Quindi, la trama, semplicissima: negli anni del Proibizionismo una giovane ragazza della società bene di Jefferson, Mississippi (città immaginaria), Temple Drake, scappa dalla residenza scolastica per incontrare il suo spasimante, Gowan Stevens, che, ubriaco, fa un incidente in macchina nei pressi della casa di un contrabbandiere distillatore di liquori che conosce, Lee Goodwin; con la scusa di andare a cercare un meccanico – in realtà per la vergogna di non aver retto l’alcol, una notazione al convenzionalismo della classe media e al suo “machismo” – lascia lì Temple, che viene messa a dormire dalla moglie di Goodwin, Ruby, in un fienile, controllata da un componente della banda, Tommy. Il sifilitico e impotente Popeye uccide Tommy e stupra Temple con una pannocchia, con frustrazione, poi scappa e la porta con sé, lasciandola nel bordello della signorina Reba a Memphis, a uso e consumo di un uomo che Popeye assume per fare sesso con lei mentre lui guarda e che poi uccide. Contemporaneamente Lee viene accusato e incarcerato ingiustamente per la morte di Tommy e Ruby si rivolge a un avvocato, Orazio Benbow, che indaga sull’omicidio. Ma la giustizia non appartiene a questa storia e finisce tutto molto male, in un vortice di violenza e cattiveria che trascina tutti in un abisso nero. 

Le storie parallele sono tutte tragiche, pochissimo spazio viene lasciato al bene, alla speranza o alla morale. La critica negli anni ha trovato moltissimi simboli nella storia, nei personaggi, nei luoghi, ma forse non ci si ricorda delle parole che Faulkner ha sempre usato per descrivere il suo lavoro:

Uno scrittore è troppo occupato a creare personaggi in carne e ossa che stiano in piedi per avere tempo di rendersi conto di tutto il simbolismo che può aver messo in quello che ha scritto [...] Stavo semplicemente scrivendo storie tragiche e vere che uscivano dal cuore umano.
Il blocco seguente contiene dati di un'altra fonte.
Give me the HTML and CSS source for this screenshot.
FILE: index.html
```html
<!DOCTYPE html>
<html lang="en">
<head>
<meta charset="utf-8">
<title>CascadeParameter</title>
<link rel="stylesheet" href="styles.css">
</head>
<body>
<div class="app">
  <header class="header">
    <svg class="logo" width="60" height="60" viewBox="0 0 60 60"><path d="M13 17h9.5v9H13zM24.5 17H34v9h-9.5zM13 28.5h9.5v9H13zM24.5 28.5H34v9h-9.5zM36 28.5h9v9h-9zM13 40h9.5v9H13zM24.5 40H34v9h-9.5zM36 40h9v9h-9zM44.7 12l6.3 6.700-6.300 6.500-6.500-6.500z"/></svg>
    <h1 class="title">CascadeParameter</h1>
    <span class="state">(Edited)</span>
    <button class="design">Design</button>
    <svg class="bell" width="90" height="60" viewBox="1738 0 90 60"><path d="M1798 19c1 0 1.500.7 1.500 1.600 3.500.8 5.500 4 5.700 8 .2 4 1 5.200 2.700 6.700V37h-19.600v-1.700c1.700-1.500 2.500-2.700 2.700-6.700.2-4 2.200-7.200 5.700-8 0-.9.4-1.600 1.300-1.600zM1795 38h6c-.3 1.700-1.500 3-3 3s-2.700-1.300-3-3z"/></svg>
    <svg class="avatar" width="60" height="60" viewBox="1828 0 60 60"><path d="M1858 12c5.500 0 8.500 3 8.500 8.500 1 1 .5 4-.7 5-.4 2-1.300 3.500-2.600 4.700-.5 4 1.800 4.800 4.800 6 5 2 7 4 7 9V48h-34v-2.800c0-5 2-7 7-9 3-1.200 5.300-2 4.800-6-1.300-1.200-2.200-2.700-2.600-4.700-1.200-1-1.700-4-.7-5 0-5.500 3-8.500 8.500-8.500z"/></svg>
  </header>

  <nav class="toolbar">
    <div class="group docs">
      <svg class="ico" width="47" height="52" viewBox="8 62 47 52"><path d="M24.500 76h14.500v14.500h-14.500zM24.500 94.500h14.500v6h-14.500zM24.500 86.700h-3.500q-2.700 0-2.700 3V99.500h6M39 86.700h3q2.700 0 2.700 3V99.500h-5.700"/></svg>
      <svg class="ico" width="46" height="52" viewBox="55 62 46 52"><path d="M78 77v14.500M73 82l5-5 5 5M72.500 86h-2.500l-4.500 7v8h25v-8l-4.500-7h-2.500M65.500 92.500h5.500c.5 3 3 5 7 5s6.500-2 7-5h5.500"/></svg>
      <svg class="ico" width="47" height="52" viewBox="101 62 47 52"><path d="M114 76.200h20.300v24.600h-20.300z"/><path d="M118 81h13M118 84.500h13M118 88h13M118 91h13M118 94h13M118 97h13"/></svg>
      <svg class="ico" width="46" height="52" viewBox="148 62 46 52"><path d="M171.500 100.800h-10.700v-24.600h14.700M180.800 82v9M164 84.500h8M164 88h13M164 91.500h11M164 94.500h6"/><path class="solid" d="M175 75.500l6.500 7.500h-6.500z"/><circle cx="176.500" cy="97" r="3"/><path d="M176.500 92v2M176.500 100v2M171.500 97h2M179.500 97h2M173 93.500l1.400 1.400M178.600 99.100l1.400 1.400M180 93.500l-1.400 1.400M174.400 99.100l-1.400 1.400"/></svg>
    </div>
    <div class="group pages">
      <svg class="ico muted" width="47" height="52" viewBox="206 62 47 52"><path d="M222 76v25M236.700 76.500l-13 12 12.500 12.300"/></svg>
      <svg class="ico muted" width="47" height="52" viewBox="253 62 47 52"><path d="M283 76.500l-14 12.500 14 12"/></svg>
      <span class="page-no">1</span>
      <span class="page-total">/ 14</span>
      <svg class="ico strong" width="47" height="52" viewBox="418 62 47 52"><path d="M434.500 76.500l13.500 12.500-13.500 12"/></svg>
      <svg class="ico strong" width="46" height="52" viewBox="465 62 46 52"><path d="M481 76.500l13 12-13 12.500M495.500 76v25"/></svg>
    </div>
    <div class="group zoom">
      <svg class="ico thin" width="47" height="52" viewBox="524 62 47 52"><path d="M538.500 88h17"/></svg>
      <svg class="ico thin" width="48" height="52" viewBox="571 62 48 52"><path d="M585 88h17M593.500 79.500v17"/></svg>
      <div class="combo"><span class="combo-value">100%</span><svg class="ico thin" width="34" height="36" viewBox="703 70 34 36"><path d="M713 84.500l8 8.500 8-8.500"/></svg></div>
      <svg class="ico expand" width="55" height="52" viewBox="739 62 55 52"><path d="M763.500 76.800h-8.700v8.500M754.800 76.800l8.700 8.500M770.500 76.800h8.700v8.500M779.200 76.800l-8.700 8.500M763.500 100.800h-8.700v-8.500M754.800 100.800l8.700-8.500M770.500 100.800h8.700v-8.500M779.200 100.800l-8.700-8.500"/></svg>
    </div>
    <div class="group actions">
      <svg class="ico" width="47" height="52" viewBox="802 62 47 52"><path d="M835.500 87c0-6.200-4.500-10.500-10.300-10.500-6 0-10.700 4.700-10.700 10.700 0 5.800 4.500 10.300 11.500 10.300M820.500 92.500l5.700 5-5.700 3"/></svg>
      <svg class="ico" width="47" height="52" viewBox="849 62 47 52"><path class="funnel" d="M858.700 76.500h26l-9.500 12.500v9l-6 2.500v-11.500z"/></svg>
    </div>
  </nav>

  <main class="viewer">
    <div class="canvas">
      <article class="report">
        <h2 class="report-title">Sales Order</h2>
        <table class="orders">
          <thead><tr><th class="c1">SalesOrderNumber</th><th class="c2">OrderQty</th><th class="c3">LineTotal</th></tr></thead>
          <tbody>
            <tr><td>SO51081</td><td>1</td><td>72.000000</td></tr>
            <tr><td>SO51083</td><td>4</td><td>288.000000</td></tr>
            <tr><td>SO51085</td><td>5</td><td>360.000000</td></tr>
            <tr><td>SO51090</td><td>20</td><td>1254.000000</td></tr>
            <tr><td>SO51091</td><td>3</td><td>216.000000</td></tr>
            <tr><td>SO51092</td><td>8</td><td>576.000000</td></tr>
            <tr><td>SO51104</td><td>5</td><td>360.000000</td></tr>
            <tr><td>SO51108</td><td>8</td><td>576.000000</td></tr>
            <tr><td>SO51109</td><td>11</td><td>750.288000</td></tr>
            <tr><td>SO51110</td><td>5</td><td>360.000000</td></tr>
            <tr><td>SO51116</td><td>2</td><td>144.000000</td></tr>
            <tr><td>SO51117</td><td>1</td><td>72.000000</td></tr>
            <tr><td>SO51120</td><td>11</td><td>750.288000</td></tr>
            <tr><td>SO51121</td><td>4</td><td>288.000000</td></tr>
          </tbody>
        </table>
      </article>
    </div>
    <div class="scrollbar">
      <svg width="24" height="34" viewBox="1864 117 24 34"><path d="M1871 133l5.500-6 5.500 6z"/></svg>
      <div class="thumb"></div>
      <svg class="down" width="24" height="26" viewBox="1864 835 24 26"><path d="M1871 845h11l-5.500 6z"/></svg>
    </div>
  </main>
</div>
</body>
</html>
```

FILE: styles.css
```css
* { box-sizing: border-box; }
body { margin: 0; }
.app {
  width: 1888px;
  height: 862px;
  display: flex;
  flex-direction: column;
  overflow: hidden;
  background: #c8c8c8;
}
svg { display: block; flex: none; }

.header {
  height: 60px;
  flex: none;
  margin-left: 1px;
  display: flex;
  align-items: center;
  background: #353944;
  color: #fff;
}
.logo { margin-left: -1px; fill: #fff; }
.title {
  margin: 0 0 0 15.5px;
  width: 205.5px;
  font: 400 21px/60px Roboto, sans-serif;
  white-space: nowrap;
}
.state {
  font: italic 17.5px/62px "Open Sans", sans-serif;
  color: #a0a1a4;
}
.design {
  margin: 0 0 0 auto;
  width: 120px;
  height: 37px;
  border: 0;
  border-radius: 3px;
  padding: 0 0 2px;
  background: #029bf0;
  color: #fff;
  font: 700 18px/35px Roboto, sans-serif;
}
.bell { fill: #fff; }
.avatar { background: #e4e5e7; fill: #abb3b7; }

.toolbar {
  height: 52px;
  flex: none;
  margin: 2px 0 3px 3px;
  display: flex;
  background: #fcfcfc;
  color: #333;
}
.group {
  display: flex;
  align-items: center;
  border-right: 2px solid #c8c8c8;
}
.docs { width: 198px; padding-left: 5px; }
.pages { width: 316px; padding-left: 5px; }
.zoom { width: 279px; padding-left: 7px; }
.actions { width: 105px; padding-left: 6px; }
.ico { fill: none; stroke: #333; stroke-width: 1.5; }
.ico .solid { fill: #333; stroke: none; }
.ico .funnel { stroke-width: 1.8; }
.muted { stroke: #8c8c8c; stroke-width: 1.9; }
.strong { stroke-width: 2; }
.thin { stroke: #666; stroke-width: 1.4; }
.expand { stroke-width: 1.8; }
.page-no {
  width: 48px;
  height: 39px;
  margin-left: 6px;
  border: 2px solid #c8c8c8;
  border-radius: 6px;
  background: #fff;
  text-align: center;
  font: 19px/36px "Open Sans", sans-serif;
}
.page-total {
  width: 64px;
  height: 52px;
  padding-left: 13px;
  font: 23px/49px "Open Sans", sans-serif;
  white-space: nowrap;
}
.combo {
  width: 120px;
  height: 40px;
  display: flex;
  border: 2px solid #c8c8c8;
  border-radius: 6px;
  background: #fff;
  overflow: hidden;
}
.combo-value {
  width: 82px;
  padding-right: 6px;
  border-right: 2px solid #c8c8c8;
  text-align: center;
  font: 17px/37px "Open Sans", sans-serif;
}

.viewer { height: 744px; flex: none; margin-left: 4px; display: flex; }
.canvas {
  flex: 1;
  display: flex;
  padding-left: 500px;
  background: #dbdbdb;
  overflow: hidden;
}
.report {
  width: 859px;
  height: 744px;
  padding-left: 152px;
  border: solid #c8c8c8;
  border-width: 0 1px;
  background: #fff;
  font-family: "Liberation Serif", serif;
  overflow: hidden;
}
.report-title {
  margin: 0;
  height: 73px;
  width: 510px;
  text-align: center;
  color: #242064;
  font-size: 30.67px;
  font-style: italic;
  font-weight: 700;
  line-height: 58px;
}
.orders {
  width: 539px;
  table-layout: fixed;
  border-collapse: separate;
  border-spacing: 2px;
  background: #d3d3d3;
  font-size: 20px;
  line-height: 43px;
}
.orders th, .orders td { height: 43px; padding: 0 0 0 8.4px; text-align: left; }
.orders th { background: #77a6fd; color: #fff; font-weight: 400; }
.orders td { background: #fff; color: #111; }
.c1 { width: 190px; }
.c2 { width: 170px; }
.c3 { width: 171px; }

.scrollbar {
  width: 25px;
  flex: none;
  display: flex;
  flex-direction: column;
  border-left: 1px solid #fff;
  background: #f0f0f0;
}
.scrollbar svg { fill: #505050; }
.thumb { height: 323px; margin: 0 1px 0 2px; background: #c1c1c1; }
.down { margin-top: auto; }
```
Ecco perché mi piace Faulkner. Perché lascia ai personaggi e alle loro azioni il compito di portare avanti la narrazione senza fronzoli, senza perdersi in una ricerca spasmodica dell’empatia, che infatti io non ho provato per nessuno. La crudezza e la secchezza con cui descrive azioni e scrive i dialoghi rende Santuario non solo agghiacciante, ma profondamente umano, lasciando al lettore una sensazione di viscidume e di amoralità fino all’ultima frase. Non ci sono personaggi positivi, neanche Temple lo è, con la sua malizia, la sua incoscienza e la sua doppiezza quasi, che a volte la rendono quasi più carnefice che vittima. E Popeye, che sembra incarnare il male assoluto, in realtà forse è un uomo traumatizzato, impotente, frustrato, cattivo per dolore... L’avvocato, infine, è un fedifrago, piuttosto antipatico, con una sorella megera. Insomma, non si salva nessuno, in questo universo che più che di perversione sembra essere pieno di poveri diavoli che non trovando un posto nel mondo cercano di affrancarsi con tutti i mezzi, non trovando però una via di fuga se non nella morte. 

La scrittura è sempre straordinaria, asciutta ma piena di tutto. Ma non è neanche necessario parlarne. Faulkner è Faulkner.

Del resto, se uno scrittore riesce a mettere insieme una frase così... che altro vuoi dire? 

Ella non era mai stata molto proclive a discorrere; viveva un’esistenza serena e vegetativa, come del grano o del frumento coltivato in un giardino ombreggiato anziché in un campo...

Assolutamente da leggere, ma tenendo presente il periodo storico e senza giudizio.

Santuario, di William Faulkner, Mondadori, 1984, 349 pagine. Traduzione di Paola Ojetti. Il link a cui rimando è dell’edizione Adelphi con la traduzione di Mario Materassi, del 2019. Sicuramente più moderna, ma l’introduzione di Fernanda Pivano è una chicca dell’edizione Mondadori della foto.